Friday, 2 April 2010

Good Friday

I remember the first time I saw Tintoretto's Crucifixion, more than 40 years ago now - well, it's not the kind of picture you're likely to forget. There it is - a vast, endlessly complex, emotionally devastating composition, covering the entire back wall of the boardroom (albergo) of the Scuola Grande di San Rocco in Venice. When Ruskin saw it, on his first visit to Venice, he wrote to his father: 'I have been quite overwhelmed today by a man I have never dreamed of - Tintoret. I always thought of him a good and clever and forcible painter, but I had not the smallest notion of his enormous powers... And then to see his touch of quiet thought in his awful crucifixion - there is an ass in the distance, feeding on the remains of strewed palm leaves. If that isn't a master's stroke, I don't know what is.' The painting is full of such masterstrokes. It brings the awful mystery of the crucifixion crash into the middle of busy, casually brutal everyday life. Clusters of figures stand around and stare blankly or get on with their business, entirely ignoring the central fact. The emotional centre is the group of figures clustered around the mourners at the foot of Jesus's cross, but Jesus looks down not only on them, but on the thief to his right, as he is raised obliquely into the picture. The painting is alive with kinetic energy, radiating around, away from and towards the still centre, the figure of Jesus raised on the cross, looking down.
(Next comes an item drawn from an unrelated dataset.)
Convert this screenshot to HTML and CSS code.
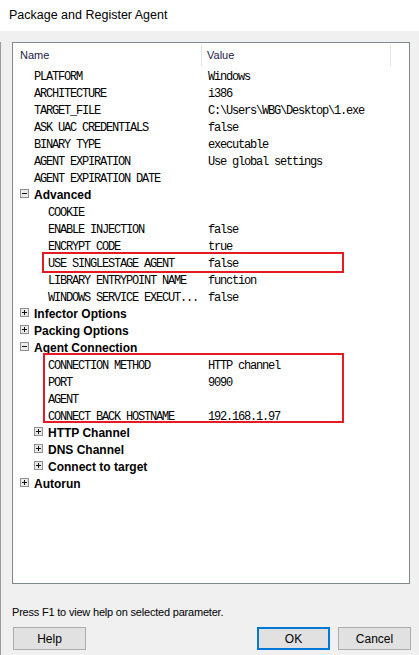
FILE: index.html
```html
<!DOCTYPE html>
<html>
<head>
<meta charset="utf-8">
<link rel="stylesheet" href="styles.css">
</head>
<body>
<div class="titlebar">Package and Register Agent</div>
<div class="main">
  <div class="tree">
    <div class="thead">
      <div class="th th-name">Name</div>
      <div class="th th-value">Value</div>
    </div>
    <div class="rows">
      <div class="row"><span class="key l1">PLATFORM</span><span class="val">Windows</span></div>
      <div class="row"><span class="key l1">ARCHITECTURE</span><span class="val">i386</span></div>
      <div class="row"><span class="key l1">TARGET_FILE</span><span class="val">C:\Users\WBG\Desktop\1.exe</span></div>
      <div class="row"><span class="key l1">ASK UAC CREDENTIALS</span><span class="val">false</span></div>
      <div class="row"><span class="key l1">BINARY TYPE</span><span class="val">executable</span></div>
      <div class="row"><span class="key l1">AGENT EXPIRATION</span><span class="val">Use global settings</span></div>
      <div class="row"><span class="key l1">AGENT EXPIRATION DATE</span><span class="val"></span></div>
      <div class="group g1"><svg class="exp" width="9" height="9" viewBox="0 0 9 9"><rect x="0.5" y="0.5" width="8" height="8" fill="#eaeaea" stroke="#8f8f8f"/><path d="M2 4.5H7" stroke="#111" stroke-width="1"/></svg><span class="gname">Advanced</span></div>
      <div class="row"><span class="key l2">COOKIE</span><span class="val"></span></div>
      <div class="row"><span class="key l2">ENABLE INJECTION</span><span class="val">false</span></div>
      <div class="row"><span class="key l2">ENCRYPT CODE</span><span class="val">true</span></div>
      <div class="row"><span class="key l2">USE SINGLESTAGE AGENT</span><span class="val">false</span></div>
      <div class="row"><span class="key l2">LIBRARY ENTRYPOINT NAME</span><span class="val">function</span></div>
      <div class="row"><span class="key l2">WINDOWS SERVICE EXECUT...</span><span class="val">false</span></div>
      <div class="group g1"><svg class="exp" width="9" height="9" viewBox="0 0 9 9"><rect x="0.5" y="0.5" width="8" height="8" fill="#eaeaea" stroke="#8f8f8f"/><path d="M2 4.5H7M4.5 2V7" stroke="#111" stroke-width="1"/></svg><span class="gname">Infector Options</span></div>
      <div class="group g1"><svg class="exp" width="9" height="9" viewBox="0 0 9 9"><rect x="0.5" y="0.5" width="8" height="8" fill="#eaeaea" stroke="#8f8f8f"/><path d="M2 4.5H7M4.5 2V7" stroke="#111" stroke-width="1"/></svg><span class="gname">Packing Options</span></div>
      <div class="group g1"><svg class="exp" width="9" height="9" viewBox="0 0 9 9"><rect x="0.5" y="0.5" width="8" height="8" fill="#eaeaea" stroke="#8f8f8f"/><path d="M2 4.5H7" stroke="#111" stroke-width="1"/></svg><span class="gname">Agent Connection</span></div>
      <div class="row"><span class="key l2">CONNECTION METHOD</span><span class="val">HTTP channel</span></div>
      <div class="row"><span class="key l2">PORT</span><span class="val">9090</span></div>
      <div class="row"><span class="key l2">AGENT</span><span class="val"></span></div>
      <div class="row"><span class="key l2">CONNECT BACK HOSTNAME</span><span class="val">192.168.1.97</span></div>
      <div class="group g2"><svg class="exp" width="9" height="9" viewBox="0 0 9 9"><rect x="0.5" y="0.5" width="8" height="8" fill="#eaeaea" stroke="#8f8f8f"/><path d="M2 4.5H7M4.5 2V7" stroke="#111" stroke-width="1"/></svg><span class="gname">HTTP Channel</span></div>
      <div class="group g2"><svg class="exp" width="9" height="9" viewBox="0 0 9 9"><rect x="0.5" y="0.5" width="8" height="8" fill="#eaeaea" stroke="#8f8f8f"/><path d="M2 4.5H7M4.5 2V7" stroke="#111" stroke-width="1"/></svg><span class="gname">DNS Channel</span></div>
      <div class="group g2"><svg class="exp" width="9" height="9" viewBox="0 0 9 9"><rect x="0.5" y="0.5" width="8" height="8" fill="#eaeaea" stroke="#8f8f8f"/><path d="M2 4.5H7M4.5 2V7" stroke="#111" stroke-width="1"/></svg><span class="gname">Connect to target</span></div>
      <div class="group g1"><svg class="exp" width="9" height="9" viewBox="0 0 9 9"><rect x="0.5" y="0.5" width="8" height="8" fill="#eaeaea" stroke="#8f8f8f"/><path d="M2 4.5H7M4.5 2V7" stroke="#111" stroke-width="1"/></svg><span class="gname">Autorun</span></div>
    </div>
    <div class="mark mark1"></div>
    <div class="mark mark2"></div>
  </div>
  <div class="hint">Press F1 to view help on selected parameter.</div>
  <div class="buttons">
    <button class="btn">Help</button>
    <span class="spacer"></span>
    <button class="btn btn-default">OK</button>
    <button class="btn">Cancel</button>
  </div>
  <svg class="grip" width="8" height="8" viewBox="0 0 8 8"><g fill="#b4b4b4"><rect x="6" y="0" width="2" height="2"/><rect x="3" y="3" width="2" height="2"/><rect x="6" y="3" width="2" height="2"/><rect x="0" y="6" width="2" height="2"/><rect x="3" y="6" width="2" height="2"/><rect x="6" y="6" width="2" height="2"/></g></svg>
</div>
</body>
</html>
```
FILE: styles.css
```css
html, body {
  margin: 0;
  padding: 0;
}
body {
  width: 419px;
  height: 655px;
  background: #f0f0f0;
  font-family: "Liberation Sans", Arial, sans-serif;
  color: #000;
  overflow: hidden;
}
.titlebar {
  height: 31px;
  background: #fff;
  padding-left: 9px;
  font-size: 12.5px;
  line-height: 31px;
  box-sizing: border-box;
}
.main {
  position: relative;
  height: 624px;
  border-left: 1px solid #9a9a9a;
  box-sizing: border-box;
}
.tree {
  position: relative;
  margin: 11px 0 0 11px;
  width: 398px;
  height: 542px;
  box-sizing: border-box;
  border: 1px solid #828790;
  background: #fff;
}
.thead {
  display: flex;
  height: 24px;
  align-items: center;
  font-size: 11px;
  color: #1b2247;
}
.th {
  height: 22px;
  display: flex;
  align-items: center;
  box-sizing: border-box;
  border-right: 1px solid #e5e5e5;
}
.th-name {
  width: 189px;
  padding-left: 7px;
}
.th-value {
  width: 189px;
  padding-left: 5px;
}
.rows {
  display: flex;
  flex-direction: column;
}
.row {
  display: flex;
  height: 17px;
  box-sizing: border-box;
  padding-top: 2px;
  align-items: center;
  font-family: "Liberation Mono", "Courier New", monospace;
  font-size: 12px;
  letter-spacing: -1.2px;
  white-space: pre;
}
.key {
  width: 189px;
  box-sizing: border-box;
}
.l1 { padding-left: 21px; }
.l2 { padding-left: 35px; }
.val { padding-left: 6px; }
.group {
  display: flex;
  height: 17px;
  align-items: center;
  gap: 5px;
  font-size: 12px;
  font-weight: bold;
}
.g1 { padding-left: 7px; }
.g2 { padding-left: 21px; }
.exp {
  display: block;
  flex: none;
  margin-bottom: 3px;
}
.mark {
  position: absolute;
  border: 2px solid #e51a24;
  box-sizing: border-box;
}
.mark1 {
  left: 29px;
  top: 209px;
  width: 302px;
  height: 21px;
}
.mark2 {
  left: 30px;
  top: 310px;
  width: 301px;
  height: 70px;
}
.hint {
  margin: 21px 0 0 11px;
  font-size: 11px;
  line-height: 14px;
  letter-spacing: -0.2px;
}
.buttons {
  display: flex;
  margin-top: 8px;
  padding: 0 8px 0 12px;
  gap: 8px;
}
.spacer { flex: 1; }
.btn {
  width: 73px;
  height: 23px;
  margin: 0;
  padding: 0;
  background: #e1e1e1;
  border: 1px solid #adadad;
  font-family: "Liberation Sans", Arial, sans-serif;
  font-size: 12px;
  color: #000;
  box-sizing: border-box;
}
.btn-default {
  border: 2px solid #0078d7;
}
.grip {
  position: absolute;
  right: 1px;
  bottom: 1px;
}
```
Technically, this downward look solves a problem - that the painting can only be seen from relatively close up and from below - but it is also the emotional heart of the work. There is nothing of the neo-Platonic calm of Florentine Renaissance painting here - Tintoretto has something of Michelangelo's draughtsmanship, but The Crucifixion is entirely a Venetian painting, steeped in dense colour, painted with urgent vigour, and suffused with intense religious emotion. El Greco thought it the finest painting in the world. Well, if something has to be, it might as well be Tintoretto's Crucifixion. The only drawback is that it can only be seen in situ - but the Scuola Grande di San Rocco, with its tremendous suite of Tintorettos, is in itself sufficient reason to visit Venice.